To show the minimalism of ACAM and MSAM, their results are compared with the ones of ACAM+ and MSAM+, respectively. As for BAM, we compare it with BAM+. To verify that the parallel structure is more balanced than the series structure so as to generate attention more reasonably, BAM is compared with CBAM which cascades channel and spatial attentions. From the results of ablation experiments in Table 5, it can be found that under three scaling factors of \(\times 2\), \(\times 3\), and \(\times 4\), all the experiments using BAM obtain the highest SSIM and PSNR metrics on four benchmarks. Compared with ACAM+ and MSAM+, the networks with ACAM and MSAM are more lightweight but achieve higher PSNR and SSIM. This verifies that the use of only AvgPool to extract channel attention information and only MaxPool to extract spatial attention information is effective for the SISR task. The comparison between BAM and BAM+ shows the minimalism of BAM.

Table 5 Minimization verification experiment results on Set5, Set14, BSD100, and Manga109 under scaling factors of \(\times 2\), \(\times 3\) and \(\times 4\) for IMDN

4.4.3 Quantitative verification

To quantitatively verify that the insertion of BAM improves the network's SR performance, we conduct further experiments on IMDN-BAM. We randomly select one of the six BAMs in IMDN-BAM, extract its input and output feature maps, and then calculate the definition evaluation function SMD2 [45] values for each feature map in input and output feature maps separately, finally, obtain the average values of these two sets of data. The larger the SMD2 value, the richer the texture. The expression of SMD2 is as follows:

$$ {\text{SMD}}2 = \sum\limits_{h,w = 1,1}^{H,W} {\frac{|f(h,w) - f(h - 1,w)| \cdot |f(h,w) - f(h,w - 1)|}{{255{\text{HW}}}}} , $$
(18)

in which, H and W are the pixel height and width of each feature map, and \(f(h,w)\) is the gray value of the feature map at pixel coordinate \((h,w)\). Figure 9 shows the SMD2 values of each feature map in input and output feature maps in a certain BAM layer of IMDN-BAM, after the input feature maps are assigned attention by BAM, the average SMD2 indicators of the output feature maps are all improved, and the improvements are {0.0136, 0.0143, 0.0274,0.0189, 0.0244, 0.0242, 0.0128, 0.0364}, respectively. The experiment results reflect that BAM has indeed improved the clarity and texture richness of feature maps, and quantitatively verify the efficient performance of BAM.

Fig. 9
figure 9

Texture richness comparison between Input and Output feature maps of BAM based on IMDN-BAM, under × 2 upsampling scales. We draw the SMD2 value curves of each feature map in Input (red) and Output (blue) feature maps of BAM, and use the average SMD2 value of each curve to measure their texture richness, the higher the better, the improvement of SMD2 index before and after BAM operation quantitatively illustrate the effectiveness of our proposed BAM

4.5 Speed comparison

To further prove the minimalism and efficiency of BAM, we select IMDN and DRLN as the representatives of lightweight and heavyweight SISR networks respectively, and compare the FPS between the experimental group and the control group with multiple input scales. Under each input scale, we count the average inference time of 700 images to calculate FPS, and it can be expressed as following

$$ {\text{FPS}} = {\text{Frames}}/{\text{Time}}_{{{\text{Frames}}}} , $$
(19)

where Frames is the number of images, and \({\text{Time}}_{{{\text{Frames}}}}\) is the total time utilized for inference.

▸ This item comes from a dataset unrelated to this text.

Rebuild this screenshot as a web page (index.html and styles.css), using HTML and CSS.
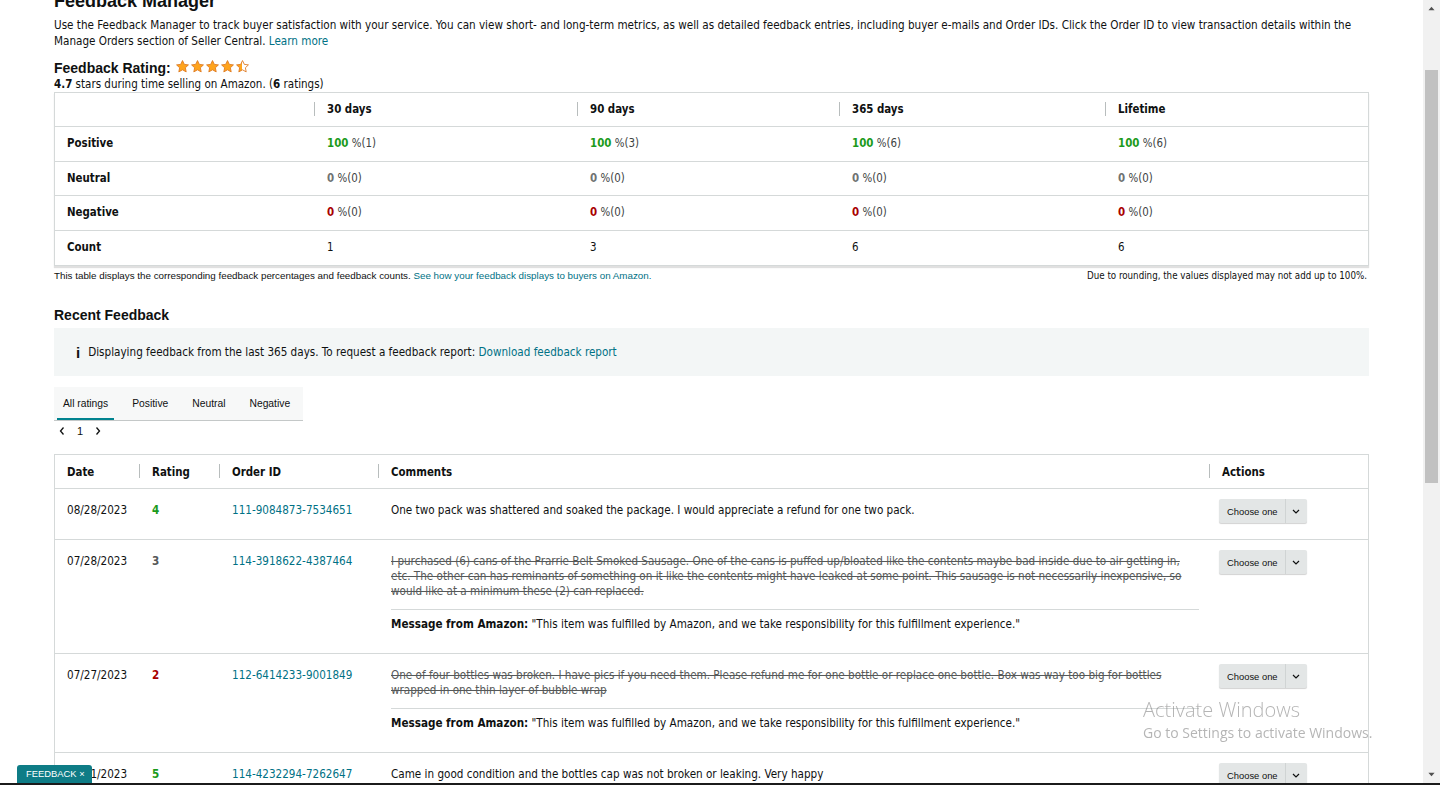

Figure 10 shows the FPS curves of IMDN-BAM and IMDN, DRLN-BAM and DRLN under different input scales on 2080Ti. It can be seen that the experimental group has the advantage in inference speed as well, and the speed advantage gets more obvious when the scale of the input image is smaller. When the input image size is 200 × 200, the FPS of proposed IMDN-BAM exceeds IMDN {8.1%, 8.7%, 8.8%} under the three SR magnifications of × 2, × 3, and × 4, respectively. When the input image scale is 60 × 60, the FPS of proposed DRLN-BAM exceeds DRLN {11.0%, 8.8%, 10.1%} under × 2, × 3, and × 4. The above experimental results illustrate that BAM can accelerate the inference speed while improving network performance indicators, which has significant application value for the landing of lightweight networks on mobile terminals.

Fig. 10
figure 10

Speed comparison between IMDN-BAM and IMDN, DRLN-BAM and DRLN on 2080Ti under × 2, × 3, and × 4 upsampling scales. As shown in Fig. 9, experimental groups are faster than the control groups under each input scale and each upsampling factor

5 Conclusion

Aiming at the problem that textures are often overwhelmed by extreme noise in SISR tasks, we propose an attention mechanism BAM, consisting of ACAM and MSAM in parallel. ACAM can well suppress extreme noise in large-scale feature maps, while MSAM focuses more on high-frequency texture details. The overall parallel structure of BAM enables ACAM and MSAM to optimize each other during the back propagation process, so as to obtain an optimal balance between noise suppression and texture restoration. In addition, the parallel structure brings in a faster inference speed. BAM is a universal attention mechanism research for SISR tasks. This research can improve the performance of SISR networks without attention, and provide a strong baseline for the subsequent attention mechanism works for SISR. The control experimental results strongly prove that BAM can efficiently improve the performance of state-of-the-art SISR networks and further reduce the parameter amounts and improve the inference speed for those originally with attention. The ablation experimental results illustrate the efficiency of BAM. What’s more, BAM demonstrates higher capability to restore the texture aliasing area in real scenes on the realSR7 dataset proposed in this paper.